▸ **Data extract**:
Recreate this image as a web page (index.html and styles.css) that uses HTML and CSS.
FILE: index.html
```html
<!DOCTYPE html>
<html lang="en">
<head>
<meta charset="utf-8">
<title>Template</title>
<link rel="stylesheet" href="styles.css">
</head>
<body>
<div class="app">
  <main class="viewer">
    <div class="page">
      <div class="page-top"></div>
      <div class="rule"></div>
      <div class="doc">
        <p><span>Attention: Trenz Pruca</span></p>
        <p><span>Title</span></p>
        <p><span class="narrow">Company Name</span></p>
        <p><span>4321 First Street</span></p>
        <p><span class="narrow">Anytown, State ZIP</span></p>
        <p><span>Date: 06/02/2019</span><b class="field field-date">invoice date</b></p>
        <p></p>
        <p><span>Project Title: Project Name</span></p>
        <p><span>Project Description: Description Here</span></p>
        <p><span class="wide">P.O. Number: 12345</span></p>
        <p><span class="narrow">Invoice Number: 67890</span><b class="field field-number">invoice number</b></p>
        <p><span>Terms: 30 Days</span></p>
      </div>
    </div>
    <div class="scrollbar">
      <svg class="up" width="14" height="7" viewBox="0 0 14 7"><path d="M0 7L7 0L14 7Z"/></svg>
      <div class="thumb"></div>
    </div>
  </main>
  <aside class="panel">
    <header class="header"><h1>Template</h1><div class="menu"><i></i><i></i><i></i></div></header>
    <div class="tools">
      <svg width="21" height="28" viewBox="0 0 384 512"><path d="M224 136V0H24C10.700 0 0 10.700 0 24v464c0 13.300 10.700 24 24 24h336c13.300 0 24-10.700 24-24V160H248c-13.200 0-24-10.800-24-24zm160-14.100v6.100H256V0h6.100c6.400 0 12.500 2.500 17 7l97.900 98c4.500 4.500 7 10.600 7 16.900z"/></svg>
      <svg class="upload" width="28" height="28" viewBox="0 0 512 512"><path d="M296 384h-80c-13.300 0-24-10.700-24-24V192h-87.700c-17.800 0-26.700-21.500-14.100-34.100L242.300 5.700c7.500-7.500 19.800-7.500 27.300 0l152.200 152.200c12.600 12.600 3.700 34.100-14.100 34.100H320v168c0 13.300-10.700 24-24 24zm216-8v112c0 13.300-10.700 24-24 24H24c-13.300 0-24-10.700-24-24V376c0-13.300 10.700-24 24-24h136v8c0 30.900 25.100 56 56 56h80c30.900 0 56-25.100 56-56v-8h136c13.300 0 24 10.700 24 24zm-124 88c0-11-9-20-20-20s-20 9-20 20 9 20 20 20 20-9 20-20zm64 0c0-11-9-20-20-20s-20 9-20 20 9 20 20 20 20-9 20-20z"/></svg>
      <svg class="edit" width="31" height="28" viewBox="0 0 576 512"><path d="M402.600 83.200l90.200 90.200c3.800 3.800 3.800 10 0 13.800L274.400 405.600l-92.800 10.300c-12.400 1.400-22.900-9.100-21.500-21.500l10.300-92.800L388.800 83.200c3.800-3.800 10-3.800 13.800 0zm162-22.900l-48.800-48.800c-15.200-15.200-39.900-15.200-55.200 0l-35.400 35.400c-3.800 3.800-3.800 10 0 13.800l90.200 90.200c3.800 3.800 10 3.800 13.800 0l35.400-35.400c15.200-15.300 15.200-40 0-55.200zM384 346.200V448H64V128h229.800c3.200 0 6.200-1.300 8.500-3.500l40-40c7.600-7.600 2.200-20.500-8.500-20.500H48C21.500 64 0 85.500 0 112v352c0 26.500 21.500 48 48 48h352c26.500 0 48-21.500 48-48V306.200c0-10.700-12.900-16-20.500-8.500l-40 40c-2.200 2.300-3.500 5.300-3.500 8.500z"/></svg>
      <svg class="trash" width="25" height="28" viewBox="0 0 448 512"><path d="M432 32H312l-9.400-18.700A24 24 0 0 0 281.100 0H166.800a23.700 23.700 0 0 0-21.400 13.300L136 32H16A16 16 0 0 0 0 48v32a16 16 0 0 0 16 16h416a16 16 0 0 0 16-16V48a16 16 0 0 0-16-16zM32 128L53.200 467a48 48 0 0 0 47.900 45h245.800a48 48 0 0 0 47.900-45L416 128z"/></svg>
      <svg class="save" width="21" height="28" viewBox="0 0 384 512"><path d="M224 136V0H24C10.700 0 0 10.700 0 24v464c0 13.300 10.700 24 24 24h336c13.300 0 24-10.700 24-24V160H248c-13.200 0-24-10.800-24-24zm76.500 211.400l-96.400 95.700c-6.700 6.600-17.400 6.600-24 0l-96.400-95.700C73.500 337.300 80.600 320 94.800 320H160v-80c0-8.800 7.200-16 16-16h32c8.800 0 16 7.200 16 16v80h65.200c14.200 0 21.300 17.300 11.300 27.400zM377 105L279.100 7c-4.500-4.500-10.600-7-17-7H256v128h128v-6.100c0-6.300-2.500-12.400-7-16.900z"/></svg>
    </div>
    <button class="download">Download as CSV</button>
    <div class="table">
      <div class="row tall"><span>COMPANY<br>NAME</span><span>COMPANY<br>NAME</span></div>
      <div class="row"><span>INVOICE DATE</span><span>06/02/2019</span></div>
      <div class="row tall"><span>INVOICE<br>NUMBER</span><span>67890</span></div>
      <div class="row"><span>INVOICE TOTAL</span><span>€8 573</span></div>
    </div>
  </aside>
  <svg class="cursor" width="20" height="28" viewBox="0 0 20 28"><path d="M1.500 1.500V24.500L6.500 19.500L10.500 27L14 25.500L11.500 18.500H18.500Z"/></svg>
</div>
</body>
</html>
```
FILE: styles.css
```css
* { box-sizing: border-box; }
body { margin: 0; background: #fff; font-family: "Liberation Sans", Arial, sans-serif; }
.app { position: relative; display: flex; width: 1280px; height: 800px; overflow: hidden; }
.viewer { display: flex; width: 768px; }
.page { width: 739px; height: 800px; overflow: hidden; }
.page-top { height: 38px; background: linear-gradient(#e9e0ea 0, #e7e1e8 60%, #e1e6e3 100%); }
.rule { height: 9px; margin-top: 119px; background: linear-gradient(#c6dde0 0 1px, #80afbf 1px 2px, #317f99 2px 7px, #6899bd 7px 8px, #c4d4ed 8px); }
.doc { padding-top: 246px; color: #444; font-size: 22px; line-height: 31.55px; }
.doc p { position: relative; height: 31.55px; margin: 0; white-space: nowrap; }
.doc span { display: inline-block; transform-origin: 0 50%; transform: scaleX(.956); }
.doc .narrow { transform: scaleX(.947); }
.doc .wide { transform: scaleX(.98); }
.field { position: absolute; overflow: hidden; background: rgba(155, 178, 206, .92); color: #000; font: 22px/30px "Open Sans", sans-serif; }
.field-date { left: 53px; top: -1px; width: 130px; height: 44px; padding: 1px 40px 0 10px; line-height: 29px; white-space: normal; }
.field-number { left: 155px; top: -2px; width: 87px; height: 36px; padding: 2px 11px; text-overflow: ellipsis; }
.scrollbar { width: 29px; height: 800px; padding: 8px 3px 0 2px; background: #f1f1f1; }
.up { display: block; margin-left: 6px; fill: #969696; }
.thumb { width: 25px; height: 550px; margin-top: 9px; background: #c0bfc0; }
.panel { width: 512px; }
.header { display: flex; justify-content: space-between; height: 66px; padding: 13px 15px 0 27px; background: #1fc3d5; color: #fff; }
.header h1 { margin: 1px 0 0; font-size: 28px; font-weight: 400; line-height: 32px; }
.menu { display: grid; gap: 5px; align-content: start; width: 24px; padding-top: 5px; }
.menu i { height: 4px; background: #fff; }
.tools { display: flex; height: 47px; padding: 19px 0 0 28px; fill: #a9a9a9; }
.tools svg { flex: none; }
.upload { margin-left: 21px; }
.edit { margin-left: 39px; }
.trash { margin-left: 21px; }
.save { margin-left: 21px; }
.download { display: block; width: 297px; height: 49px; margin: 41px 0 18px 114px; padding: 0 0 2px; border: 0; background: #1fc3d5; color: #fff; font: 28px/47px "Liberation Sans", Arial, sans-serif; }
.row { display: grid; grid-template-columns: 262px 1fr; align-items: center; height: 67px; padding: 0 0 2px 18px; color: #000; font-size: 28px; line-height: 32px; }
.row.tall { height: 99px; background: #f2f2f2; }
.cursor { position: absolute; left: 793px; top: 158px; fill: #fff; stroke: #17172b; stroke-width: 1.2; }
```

▸ **Task brief**: Identify and copy the lines holding the word "index".

▸ **Solution for this problem**:
Recreate this image as a web page (index.html and styles.css) that uses HTML and CSS.
FILE: index.html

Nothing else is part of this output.